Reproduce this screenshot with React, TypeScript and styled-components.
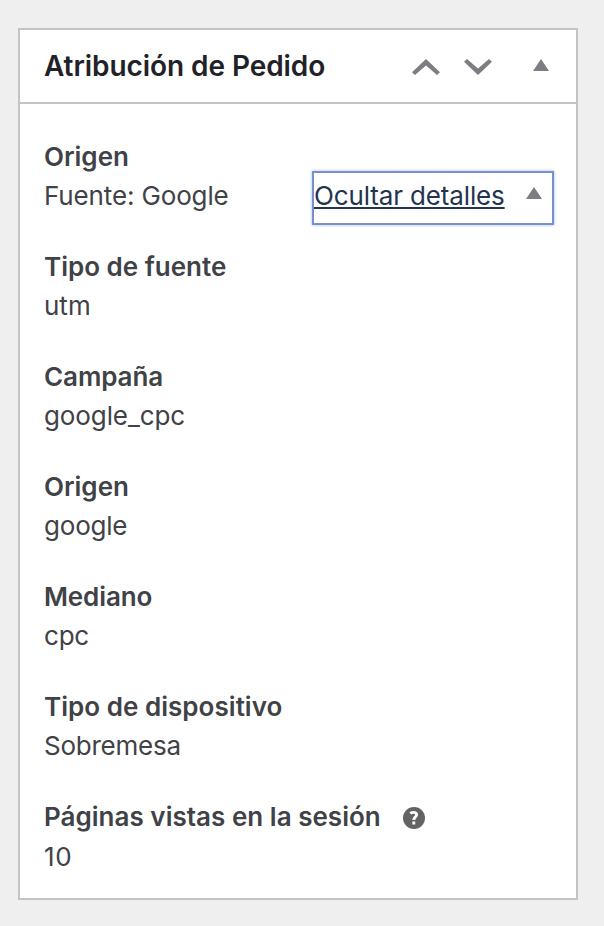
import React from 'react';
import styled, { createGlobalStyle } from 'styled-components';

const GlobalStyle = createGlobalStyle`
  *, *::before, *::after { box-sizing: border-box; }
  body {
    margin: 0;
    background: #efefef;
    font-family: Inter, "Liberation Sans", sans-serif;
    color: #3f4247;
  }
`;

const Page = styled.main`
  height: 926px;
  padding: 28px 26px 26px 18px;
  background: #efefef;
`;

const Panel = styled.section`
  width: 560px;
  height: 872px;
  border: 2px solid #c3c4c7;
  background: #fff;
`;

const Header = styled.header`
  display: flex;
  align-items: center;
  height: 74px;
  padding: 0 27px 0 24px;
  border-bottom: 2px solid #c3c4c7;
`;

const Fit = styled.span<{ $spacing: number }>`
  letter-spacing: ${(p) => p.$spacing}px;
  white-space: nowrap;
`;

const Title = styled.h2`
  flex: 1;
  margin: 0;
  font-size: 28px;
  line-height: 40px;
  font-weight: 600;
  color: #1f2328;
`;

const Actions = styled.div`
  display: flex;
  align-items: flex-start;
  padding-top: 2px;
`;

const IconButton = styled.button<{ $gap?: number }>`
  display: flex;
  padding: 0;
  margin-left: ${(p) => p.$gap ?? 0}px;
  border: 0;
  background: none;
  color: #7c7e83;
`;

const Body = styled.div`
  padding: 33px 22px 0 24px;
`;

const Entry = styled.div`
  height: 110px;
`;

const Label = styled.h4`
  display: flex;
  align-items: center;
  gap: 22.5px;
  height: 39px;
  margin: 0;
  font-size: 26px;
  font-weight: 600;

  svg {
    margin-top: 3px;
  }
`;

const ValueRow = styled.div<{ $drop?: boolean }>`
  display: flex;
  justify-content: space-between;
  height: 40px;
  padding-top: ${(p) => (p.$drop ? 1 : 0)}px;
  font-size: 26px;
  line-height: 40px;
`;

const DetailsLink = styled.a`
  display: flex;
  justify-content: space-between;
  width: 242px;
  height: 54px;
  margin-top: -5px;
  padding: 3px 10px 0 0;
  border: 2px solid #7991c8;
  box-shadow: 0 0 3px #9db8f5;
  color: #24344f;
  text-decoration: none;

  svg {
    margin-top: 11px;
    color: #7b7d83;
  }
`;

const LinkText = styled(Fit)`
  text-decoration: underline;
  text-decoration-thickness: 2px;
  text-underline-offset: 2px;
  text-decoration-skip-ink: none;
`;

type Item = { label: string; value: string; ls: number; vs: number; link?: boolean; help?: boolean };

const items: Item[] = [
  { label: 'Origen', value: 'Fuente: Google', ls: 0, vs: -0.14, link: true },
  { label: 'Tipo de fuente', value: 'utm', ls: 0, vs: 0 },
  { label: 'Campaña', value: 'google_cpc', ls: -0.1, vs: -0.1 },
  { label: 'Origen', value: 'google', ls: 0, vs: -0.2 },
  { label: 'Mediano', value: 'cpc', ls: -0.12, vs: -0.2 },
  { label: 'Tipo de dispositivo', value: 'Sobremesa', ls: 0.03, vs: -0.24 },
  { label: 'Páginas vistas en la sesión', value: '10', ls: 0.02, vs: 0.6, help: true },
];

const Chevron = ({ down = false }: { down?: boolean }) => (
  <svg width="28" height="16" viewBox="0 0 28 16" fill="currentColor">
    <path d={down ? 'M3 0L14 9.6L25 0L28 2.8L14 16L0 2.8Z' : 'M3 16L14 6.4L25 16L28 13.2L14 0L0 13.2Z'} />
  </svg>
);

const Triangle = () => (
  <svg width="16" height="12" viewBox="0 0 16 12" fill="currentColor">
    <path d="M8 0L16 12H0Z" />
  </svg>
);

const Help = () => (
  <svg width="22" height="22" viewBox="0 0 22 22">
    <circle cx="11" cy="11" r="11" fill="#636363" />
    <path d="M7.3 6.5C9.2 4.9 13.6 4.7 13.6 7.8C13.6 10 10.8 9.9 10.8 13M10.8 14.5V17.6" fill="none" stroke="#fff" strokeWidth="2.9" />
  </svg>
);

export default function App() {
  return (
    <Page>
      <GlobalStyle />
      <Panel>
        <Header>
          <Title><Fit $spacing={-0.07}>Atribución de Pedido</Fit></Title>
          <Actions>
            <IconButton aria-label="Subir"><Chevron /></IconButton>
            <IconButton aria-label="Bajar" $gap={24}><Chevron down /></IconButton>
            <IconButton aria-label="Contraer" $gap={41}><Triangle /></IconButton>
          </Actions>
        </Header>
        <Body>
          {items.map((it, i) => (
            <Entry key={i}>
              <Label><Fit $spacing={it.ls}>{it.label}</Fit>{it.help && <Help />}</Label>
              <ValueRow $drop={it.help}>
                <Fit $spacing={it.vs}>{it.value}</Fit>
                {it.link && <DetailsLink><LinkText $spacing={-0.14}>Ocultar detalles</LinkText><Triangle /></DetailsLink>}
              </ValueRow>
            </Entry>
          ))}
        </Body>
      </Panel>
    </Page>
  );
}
----------------
What is needed: Leave the pictures out, and print every line of the listing exactly as written.

Task result:
Reproduce this screenshot with React, TypeScript and styled-components.
import React from 'react';
import styled, { createGlobalStyle } from 'styled-components';

const GlobalStyle = createGlobalStyle`
  *, *::before, *::after { box-sizing: border-box; }
  body {
    margin: 0;
    background: #efefef;
    font-family: Inter, "Liberation Sans", sans-serif;
    color: #3f4247;
  }
`;

const Page = styled.main`
  height: 926px;
  padding: 28px 26px 26px 18px;
  background: #efefef;
`;

const Panel = styled.section`
  width: 560px;
  height: 872px;
  border: 2px solid #c3c4c7;
  background: #fff;
`;

const Header = styled.header`
  display: flex;
  align-items: center;
  height: 74px;
  padding: 0 27px 0 24px;
  border-bottom: 2px solid #c3c4c7;
`;

const Fit = styled.span<{ $spacing: number }>`
  letter-spacing: ${(p) => p.$spacing}px;
  white-space: nowrap;
`;

const Title = styled.h2`
  flex: 1;
  margin: 0;
  font-size: 28px;
  line-height: 40px;
  font-weight: 600;
  color: #1f2328;
`;

const Actions = styled.div`
  display: flex;
  align-items: flex-start;
  padding-top: 2px;
`;

const IconButton = styled.button<{ $gap?: number }>`
  display: flex;
  padding: 0;
  margin-left: ${(p) => p.$gap ?? 0}px;
  border: 0;
  background: none;
  color: #7c7e83;
`;

const Body = styled.div`
  padding: 33px 22px 0 24px;
`;

const Entry = styled.div`
  height: 110px;
`;

const Label = styled.h4`
  display: flex;
  align-items: center;
  gap: 22.5px;
  height: 39px;
  margin: 0;
  font-size: 26px;
  font-weight: 600;

  svg {
    margin-top: 3px;
  }
`;

const ValueRow = styled.div<{ $drop?: boolean }>`
  display: flex;
  justify-content: space-between;
  height: 40px;
  padding-top: ${(p) => (p.$drop ? 1 : 0)}px;
  font-size: 26px;
  line-height: 40px;
`;

const DetailsLink = styled.a`
  display: flex;
  justify-content: space-between;
  width: 242px;
  height: 54px;
  margin-top: -5px;
  padding: 3px 10px 0 0;
  border: 2px solid #7991c8;
  box-shadow: 0 0 3px #9db8f5;
  color: #24344f;
  text-decoration: none;

  svg {
    margin-top: 11px;
    color: #7b7d83;
  }
`;

const LinkText = styled(Fit)`
  text-decoration: underline;
  text-decoration-thickness: 2px;
  text-underline-offset: 2px;
  text-decoration-skip-ink: none;
`;

type Item = { label: string; value: string; ls: number; vs: number; link?: boolean; help?: boolean };

const items: Item[] = [
  { label: 'Origen', value: 'Fuente: Google', ls: 0, vs: -0.14, link: true },
  { label: 'Tipo de fuente', value: 'utm', ls: 0, vs: 0 },
  { label: 'Campaña', value: 'google_cpc', ls: -0.1, vs: -0.1 },
  { label: 'Origen', value: 'google', ls: 0, vs: -0.2 },
  { label: 'Mediano', value: 'cpc', ls: -0.12, vs: -0.2 },
  { label: 'Tipo de dispositivo', value: 'Sobremesa', ls: 0.03, vs: -0.24 },
  { label: 'Páginas vistas en la sesión', value: '10', ls: 0.02, vs: 0.6, help: true },
];

const Chevron = ({ down = false }: { down?: boolean }) => (
  <svg width="28" height="16" viewBox="0 0 28 16" fill="currentColor">
    <path d={down ? 'M3 0L14 9.6L25 0L28 2.8L14 16L0 2.8Z' : 'M3 16L14 6.4L25 16L28 13.2L14 0L0 13.2Z'} />
  </svg>
);

const Triangle = () => (
  <svg width="16" height="12" viewBox="0 0 16 12" fill="currentColor">
    <path d="M8 0L16 12H0Z" />
  </svg>
);

const Help = () => (
  <svg width="22" height="22" viewBox="0 0 22 22">
    <circle cx="11" cy="11" r="11" fill="#636363" />
    <path d="M7.3 6.5C9.2 4.9 13.6 4.7 13.6 7.8C13.6 10 10.8 9.9 10.8 13M10.8 14.5V17.6" fill="none" stroke="#fff" strokeWidth="2.9" />
  </svg>
);

export default function App() {
  return (
    <Page>
      <GlobalStyle />
      <Panel>
        <Header>
          <Title><Fit $spacing={-0.07}>Atribución de Pedido</Fit></Title>
          <Actions>
            <IconButton aria-label="Subir"><Chevron /></IconButton>
            <IconButton aria-label="Bajar" $gap={24}><Chevron down /></IconButton>
            <IconButton aria-label="Contraer" $gap={41}><Triangle /></IconButton>
          </Actions>
        </Header>
        <Body>
          {items.map((it, i) => (
            <Entry key={i}>
              <Label><Fit $spacing={it.ls}>{it.label}</Fit>{it.help && <Help />}</Label>
              <ValueRow $drop={it.help}>
                <Fit $spacing={it.vs}>{it.value}</Fit>
                {it.link && <DetailsLink><LinkText $spacing={-0.14}>Ocultar detalles</LinkText><Triangle /></DetailsLink>}
              </ValueRow>
            </Entry>
          ))}
        </Body>
      </Panel>
    </Page>
  );
}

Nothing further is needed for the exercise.